DeRozan left a message on the whiteboard in the visitors’ locker room that was succinct, to the point and unprintable. “[Screw] it, Let’s Get it,” he scrawled.
And then he went out and set a franchise record for scoring in any single quarter of any playoff game with 20 points in the first, breaking a record held by Vince Carter.
The only problem was as the baskets piled up, a track meet broke out and the Wizards were almost as eager participants. The Raptors led after one quarter, but they led by 35-33. They allowed Washington to shoot 58.3 percent from the floor.
DeRozan lifted his team, but he couldn’t carry them. He needed some help, but Lowry wasn’t able to provide it. He wouldn’t offer excuses though it’s clear he’s battling a cold and perhaps a wonky back. Regardless, his shot is crooked — he’s shooting just 10-of-42 for the series.

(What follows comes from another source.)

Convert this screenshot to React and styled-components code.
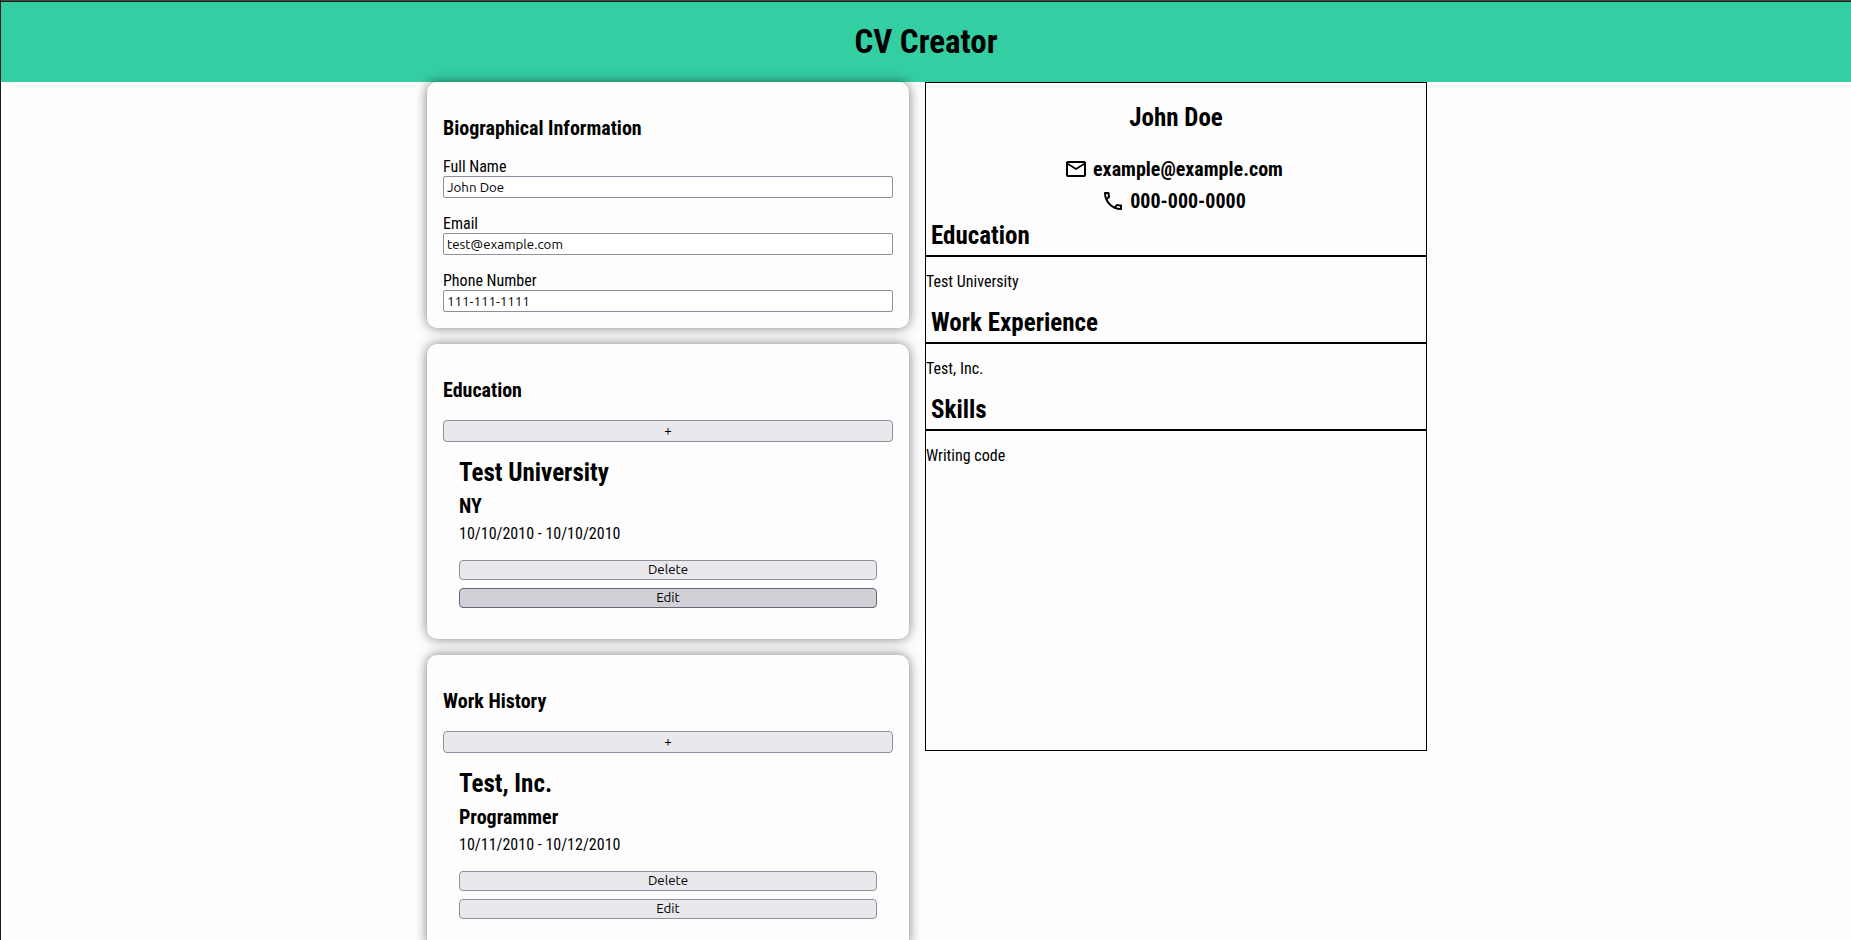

“At the end of the day I just have to go out there and play, it’s why we get paid to play,” said Lowry.
Predictably, the Wizards weren’t content to let DeRozan or the Raptors come into their building and let them get away with a win. Not easily. Not on the strength of a single good quarter.
“The mindset was protect my court,” said Pierce. “We have to establish something here, it’s some that I said from day one when I got here in December … we didn’t even think about being up 2-0, we were like, hey, we have to treat this like a Game 7.”
They came equipped with their own folk hero of the moment, veteran Drew Gooden who knocked down three triples on four tries in the first half. More importantly, either Washington’s stingy defence returned or maybe it was the Raptors scattergun offence. Most likely a combination of both but the result was a mirror image of the previous quarter. Toronto shot just 25 percent. Lowry missed all four of his attempts in the period. DeRozan did too. The Wizards took a 54-48 lead into the half.
The Raptors rallied after that. They can always cling to that. But they fell short. Pierce made sure of it.
The Raptors season is over, we just don’t know when.